- [Data entries]
• • • • • • •

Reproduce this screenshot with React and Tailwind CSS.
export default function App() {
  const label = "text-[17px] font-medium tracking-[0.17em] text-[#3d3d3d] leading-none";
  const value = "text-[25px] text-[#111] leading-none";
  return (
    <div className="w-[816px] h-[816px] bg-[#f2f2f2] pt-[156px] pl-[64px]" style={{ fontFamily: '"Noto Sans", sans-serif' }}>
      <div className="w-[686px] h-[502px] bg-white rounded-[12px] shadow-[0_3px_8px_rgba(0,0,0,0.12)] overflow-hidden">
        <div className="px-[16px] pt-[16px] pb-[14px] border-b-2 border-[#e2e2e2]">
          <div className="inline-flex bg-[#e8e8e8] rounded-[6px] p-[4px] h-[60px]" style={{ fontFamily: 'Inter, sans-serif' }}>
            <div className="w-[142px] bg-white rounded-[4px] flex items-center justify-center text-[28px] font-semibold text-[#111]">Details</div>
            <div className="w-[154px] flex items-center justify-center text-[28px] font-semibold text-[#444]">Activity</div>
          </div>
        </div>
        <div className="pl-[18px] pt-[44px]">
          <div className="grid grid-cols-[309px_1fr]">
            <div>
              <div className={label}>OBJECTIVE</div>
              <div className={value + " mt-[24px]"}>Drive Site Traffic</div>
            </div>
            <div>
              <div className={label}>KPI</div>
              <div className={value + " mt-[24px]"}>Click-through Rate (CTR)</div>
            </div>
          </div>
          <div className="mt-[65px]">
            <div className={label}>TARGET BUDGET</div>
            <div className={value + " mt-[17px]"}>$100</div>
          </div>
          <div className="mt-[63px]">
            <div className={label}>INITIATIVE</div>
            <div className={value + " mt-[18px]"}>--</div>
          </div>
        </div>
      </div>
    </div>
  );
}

• • • • • • •

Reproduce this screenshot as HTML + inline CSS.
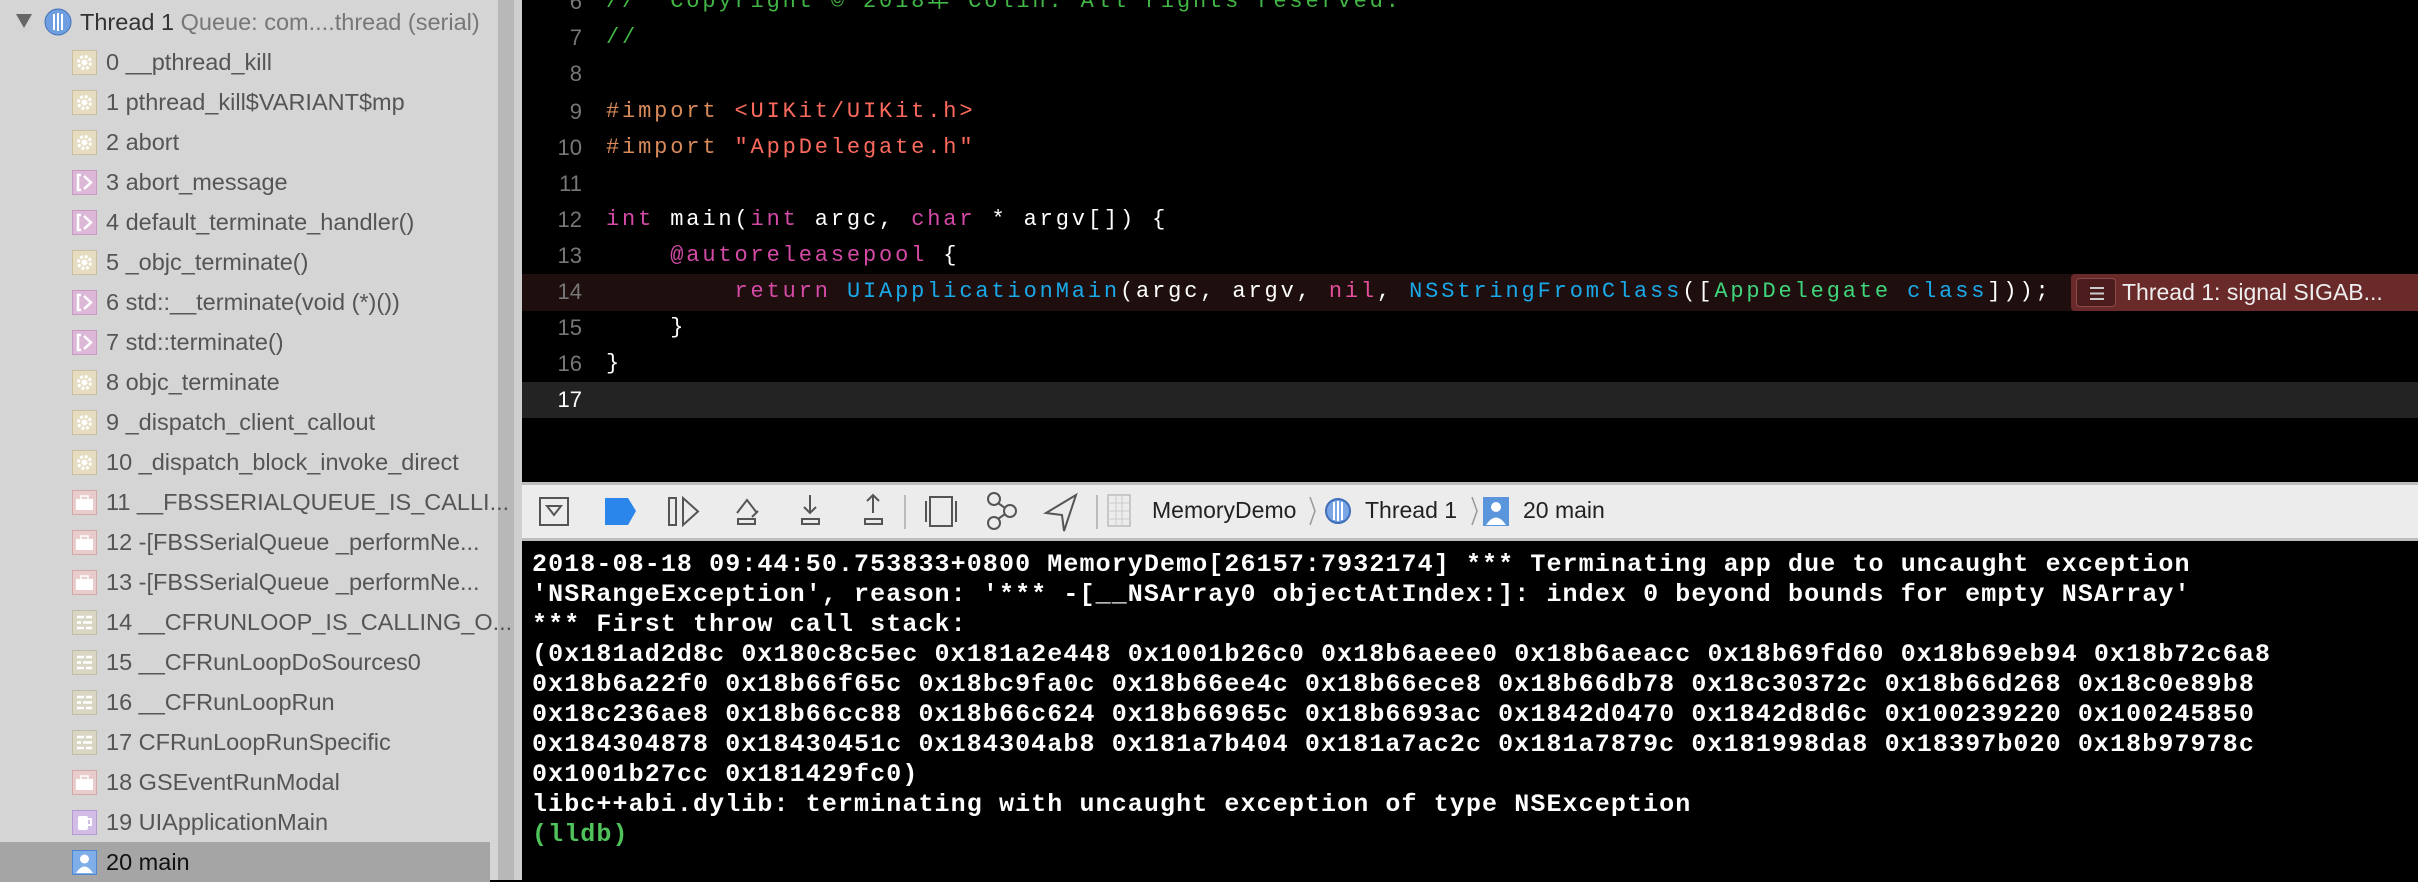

• • • • • • •

- [The request]
In the records, locate each line holding the string "this" and copy it.

- [Task output]
Reproduce this screenshot with React and Tailwind CSS.
Reproduce this screenshot as HTML + inline CSS.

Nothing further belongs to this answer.